(What to work on):
Transcribe every entry word for word, but skip the images.

==== Dataset records

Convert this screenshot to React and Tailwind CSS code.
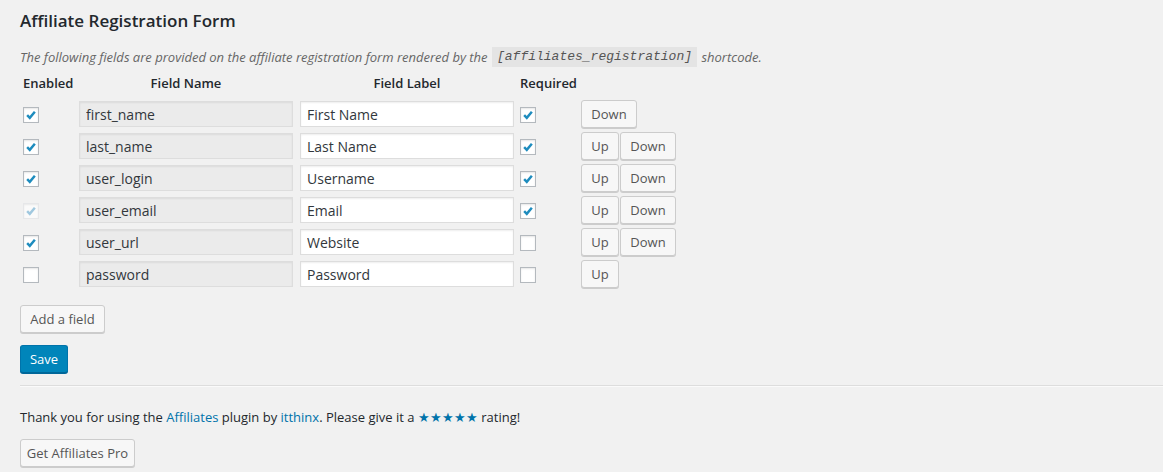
const fields = [
  { name: 'first_name', label: 'First Name', enabled: true, required: true, up: false, down: true },
  { name: 'last_name', label: 'Last Name', enabled: true, required: true, up: true, down: true },
  { name: 'user_login', label: 'Username', enabled: true, required: true, up: true, down: true },
  { name: 'user_email', label: 'Email', enabled: true, required: true, up: true, down: true, locked: true },
  { name: 'user_url', label: 'Website', enabled: true, required: false, up: true, down: true },
  { name: 'password', label: 'Password', enabled: false, required: false, up: true, down: false },
];

const Checkbox = ({ checked, disabled }) => (
  <span
    className={
      'flex h-4 w-4 items-center justify-center border bg-white shadow-[inset_0_1px_2px_rgba(0,0,0,0.1)] ' +
      (disabled ? 'border-[#e2e4e7] bg-[#f4f4f4] opacity-70' : 'border-[#b4b9be]')
    }
  >
    {checked && (
      <svg width="16" height="16" viewBox="0 0 16 16">
        <path
          d="M3.6 8.2 L6.6 11.3 L12.4 4.2"
          fill="none"
          stroke={disabled ? '#7fb8d8' : '#1e8cbe'}
          strokeWidth="2.8"
        />
      </svg>
    )}
  </span>
);

const Button = ({ children, className = '' }) => (
  <button
    type="button"
    className={
      'h-7 rounded-[3px] border border-[#cccccc] bg-[#f7f7f7] text-[13px] leading-[26px] text-[#555] shadow-[0_1px_0_#cccccc] ' +
      className
    }
  >
    {children}
  </button>
);

const App = () => {
  return (
    <div
      className="min-h-screen bg-[#f1f1f1] pl-5 pt-[10px] text-[13px] text-[#444]"
      style={{ fontFamily: '"Open Sans", "Noto Sans", sans-serif' }}
    >
      <h2 className="text-[17px] font-semibold leading-[22px] text-[#23282d]">Affiliate Registration Form</h2>

      <p className="mt-[15px] h-5 leading-5 italic text-[#666]">
        The following fields are provided on the affiliate registration form rendered by the{' '}
        <code
          className="mx-[1px] inline-block bg-[#e4e4e4] px-[5px] align-top text-[13px] leading-5 italic text-[#555]"
          style={{ fontFamily: '"Liberation Mono", monospace' }}
        >
          [affiliates_registration]
        </code>{' '}
        shortcode.
      </p>

      <div className="mt-[5px] flex h-6 items-center font-semibold text-[#23282d]">
        <div className="w-[59px] pl-[3px]">Enabled</div>
        <div className="w-[214px] text-center">Field Name</div>
        <div className="ml-[7px] w-[214px] text-center">Field Label</div>
        <div className="ml-[6px]">Required</div>
      </div>

      <div className="mt-[2px]">
        {fields.map((f) => (
          <div key={f.name} className="flex h-8 items-center">
            <div className="w-[59px] pl-[3px] pt-[2px]">
              <Checkbox checked={f.enabled} disabled={f.locked} />
            </div>
            <input
              readOnly
              value={f.name}
              className="h-[26px] w-[214px] border border-[#dddddd] bg-[#ebebeb] px-[6px] text-[14px] text-[#32373c] shadow-[inset_0_1px_2px_rgba(0,0,0,0.07)] outline-none"
            />
            <input
              readOnly
              value={f.label}
              className="ml-[7px] h-[26px] w-[214px] border border-[#dddddd] bg-white px-[6px] text-[14px] text-[#32373c] shadow-[inset_0_1px_2px_rgba(0,0,0,0.07)] outline-none"
            />
            <div className="ml-[6px] w-[61px] pt-[2px]">
              <Checkbox checked={f.required} />
            </div>
            <div className="flex gap-px">
              {f.up && <Button className="w-[38px]">Up</Button>}
              {f.down && <Button className="w-[56px]">Down</Button>}
            </div>
          </div>
        ))}
      </div>

      <Button className="mt-[15px] block w-[85px]">Add a field</Button>

      <button
        type="button"
        className="mt-3 block h-7 w-12 rounded-[3px] border border-[#0073aa] border-b-[#006799] bg-[#0085ba] text-[13px] leading-[26px] text-white shadow-[0_1px_0_#006799]"
      >
        Save
      </button>

      <div className="mt-3 border-t border-b border-t-[#dddddd] border-b-[#fafafa]" />

      <p className="mt-5 leading-5 text-[#23282d]">
        Thank you for using the <span className="text-[#0073aa]">Affiliates</span> plugin by{' '}
        <span className="text-[#0073aa]">itthinx</span>. Please give it a{' '}
        <span className="text-[#0073aa]">★★★★★</span> rating!
      </p>

      <Button className="mt-3 block w-[115px]">Get Affiliates Pro</Button>
    </div>
  );
};

export default App;
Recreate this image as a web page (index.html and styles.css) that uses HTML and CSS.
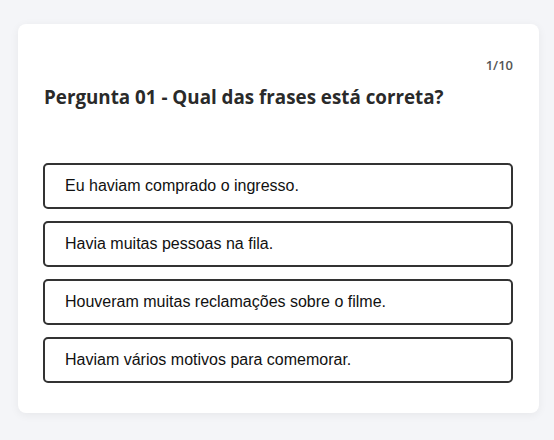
FILE: index.html
```html
<!DOCTYPE html>
<html lang="pt">
<head>
<meta charset="utf-8">
<link rel="stylesheet" href="styles.css">
</head>
<body>
<main class="card">
  <div class="counter">1/10</div>
  <h1 class="question">Pergunta 01 - Qual das frases está correta?</h1>
  <div class="options">
    <button class="option">Eu haviam comprado o ingresso.</button>
    <button class="option">Havia muitas pessoas na fila.</button>
    <button class="option">Houveram muitas reclamações sobre o filme.</button>
    <button class="option">Haviam vários motivos para comemorar.</button>
  </div>
</main>
</body>
</html>
```
FILE: styles.css
```css
html, body {
  margin: 0;
  padding: 0;
  background: #f4f5f8;
}
body {
  padding: 24px 15px 28px 18px;
}
.card {
  background: #ffffff;
  border-radius: 8px;
  box-shadow: 0 2px 10px rgba(0, 0, 0, 0.06);
  padding: 32px 26px 29px 25px;
  height: 389px;
  box-sizing: border-box;
}
.counter {
  text-align: right;
  font-family: "Open Sans", sans-serif;
  font-weight: 600;
  font-size: 13px;
  color: #555;
  line-height: 18px;
}
.question {
  margin: 10px 0 0 1px;
  font-family: "Open Sans", sans-serif;
  font-weight: 700;
  font-size: 18.8px;
  line-height: 26px;
  color: #2a2a2a;
}
.options {
  margin-top: 53px;
  display: flex;
  flex-direction: column;
  gap: 12px;
}
.option {
  display: block;
  width: 100%;
  height: 46px;
  box-sizing: border-box;
  border: 2px solid #333;
  border-radius: 5px;
  background: #fff;
  text-align: left;
  padding: 0 20px;
  font-family: "Liberation Sans", Arial, sans-serif;
  font-size: 16px;
  color: #111;
}
```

========

(Expected answer):
Convert this screenshot to React and Tailwind CSS code.
const fields = [
  { name: 'first_name', label: 'First Name', enabled: true, required: true, up: false, down: true },
  { name: 'last_name', label: 'Last Name', enabled: true, required: true, up: true, down: true },
  { name: 'user_login', label: 'Username', enabled: true, required: true, up: true, down: true },
  { name: 'user_email', label: 'Email', enabled: true, required: true, up: true, down: true, locked: true },
  { name: 'user_url', label: 'Website', enabled: true, required: false, up: true, down: true },
  { name: 'password', label: 'Password', enabled: false, required: false, up: true, down: false },
];

const Checkbox = ({ checked, disabled }) => (
  <span
    className={
      'flex h-4 w-4 items-center justify-center border bg-white shadow-[inset_0_1px_2px_rgba(0,0,0,0.1)] ' +
      (disabled ? 'border-[#e2e4e7] bg-[#f4f4f4] opacity-70' : 'border-[#b4b9be]')
    }
  >
    {checked && (
      <svg width="16" height="16" viewBox="0 0 16 16">
        <path
          d="M3.6 8.2 L6.6 11.3 L12.4 4.2"
          fill="none"
          stroke={disabled ? '#7fb8d8' : '#1e8cbe'}
          strokeWidth="2.8"
        />
      </svg>
    )}
  </span>
);

const Button = ({ children, className = '' }) => (
  <button
    type="button"
    className={
      'h-7 rounded-[3px] border border-[#cccccc] bg-[#f7f7f7] text-[13px] leading-[26px] text-[#555] shadow-[0_1px_0_#cccccc] ' +
      className
    }
  >
    {children}
  </button>
);

const App = () => {
  return (
    <div
      className="min-h-screen bg-[#f1f1f1] pl-5 pt-[10px] text-[13px] text-[#444]"
      style={{ fontFamily: '"Open Sans", "Noto Sans", sans-serif' }}
    >
      <h2 className="text-[17px] font-semibold leading-[22px] text-[#23282d]">Affiliate Registration Form</h2>

      <p className="mt-[15px] h-5 leading-5 italic text-[#666]">
        The following fields are provided on the affiliate registration form rendered by the{' '}
        <code
          className="mx-[1px] inline-block bg-[#e4e4e4] px-[5px] align-top text-[13px] leading-5 italic text-[#555]"
          style={{ fontFamily: '"Liberation Mono", monospace' }}
        >
          [affiliates_registration]
        </code>{' '}
        shortcode.
      </p>

      <div className="mt-[5px] flex h-6 items-center font-semibold text-[#23282d]">
        <div className="w-[59px] pl-[3px]">Enabled</div>
        <div className="w-[214px] text-center">Field Name</div>
        <div className="ml-[7px] w-[214px] text-center">Field Label</div>
        <div className="ml-[6px]">Required</div>
      </div>

      <div className="mt-[2px]">
        {fields.map((f) => (
          <div key={f.name} className="flex h-8 items-center">
            <div className="w-[59px] pl-[3px] pt-[2px]">
              <Checkbox checked={f.enabled} disabled={f.locked} />
            </div>
            <input
              readOnly
              value={f.name}
              className="h-[26px] w-[214px] border border-[#dddddd] bg-[#ebebeb] px-[6px] text-[14px] text-[#32373c] shadow-[inset_0_1px_2px_rgba(0,0,0,0.07)] outline-none"
            />
            <input
              readOnly
              value={f.label}
              className="ml-[7px] h-[26px] w-[214px] border border-[#dddddd] bg-white px-[6px] text-[14px] text-[#32373c] shadow-[inset_0_1px_2px_rgba(0,0,0,0.07)] outline-none"
            />
            <div className="ml-[6px] w-[61px] pt-[2px]">
              <Checkbox checked={f.required} />
            </div>
            <div className="flex gap-px">
              {f.up && <Button className="w-[38px]">Up</Button>}
              {f.down && <Button className="w-[56px]">Down</Button>}
            </div>
          </div>
        ))}
      </div>

      <Button className="mt-[15px] block w-[85px]">Add a field</Button>

      <button
        type="button"
        className="mt-3 block h-7 w-12 rounded-[3px] border border-[#0073aa] border-b-[#006799] bg-[#0085ba] text-[13px] leading-[26px] text-white shadow-[0_1px_0_#006799]"
      >
        Save
      </button>

      <div className="mt-3 border-t border-b border-t-[#dddddd] border-b-[#fafafa]" />

      <p className="mt-5 leading-5 text-[#23282d]">
        Thank you for using the <span className="text-[#0073aa]">Affiliates</span> plugin by{' '}
        <span className="text-[#0073aa]">itthinx</span>. Please give it a{' '}
        <span className="text-[#0073aa]">★★★★★</span> rating!
      </p>

      <Button className="mt-3 block w-[115px]">Get Affiliates Pro</Button>
    </div>
  );
};

export default App;
Recreate this image as a web page (index.html and styles.css) that uses HTML and CSS.
FILE: index.html
```html
<!DOCTYPE html>
<html lang="pt">
<head>
<meta charset="utf-8">
<link rel="stylesheet" href="styles.css">
</head>
<body>
<main class="card">
  <div class="counter">1/10</div>
  <h1 class="question">Pergunta 01 - Qual das frases está correta?</h1>
  <div class="options">
    <button class="option">Eu haviam comprado o ingresso.</button>
    <button class="option">Havia muitas pessoas na fila.</button>
    <button class="option">Houveram muitas reclamações sobre o filme.</button>
    <button class="option">Haviam vários motivos para comemorar.</button>
  </div>
</main>
</body>
</html>
```
FILE: styles.css
```css
html, body {
  margin: 0;
  padding: 0;
  background: #f4f5f8;
}
body {
  padding: 24px 15px 28px 18px;
}
.card {
  background: #ffffff;
  border-radius: 8px;
  box-shadow: 0 2px 10px rgba(0, 0, 0, 0.06);
  padding: 32px 26px 29px 25px;
  height: 389px;
  box-sizing: border-box;
}
.counter {
  text-align: right;
  font-family: "Open Sans", sans-serif;
  font-weight: 600;
  font-size: 13px;
  color: #555;
  line-height: 18px;
}
.question {
  margin: 10px 0 0 1px;
  font-family: "Open Sans", sans-serif;
  font-weight: 700;
  font-size: 18.8px;
  line-height: 26px;
  color: #2a2a2a;
}
.options {
  margin-top: 53px;
  display: flex;
  flex-direction: column;
  gap: 12px;
}
.option {
  display: block;
  width: 100%;
  height: 46px;
  box-sizing: border-box;
  border: 2px solid #333;
  border-radius: 5px;
  background: #fff;
  text-align: left;
  padding: 0 20px;
  font-family: "Liberation Sans", Arial, sans-serif;
  font-size: 16px;
  color: #111;
}
```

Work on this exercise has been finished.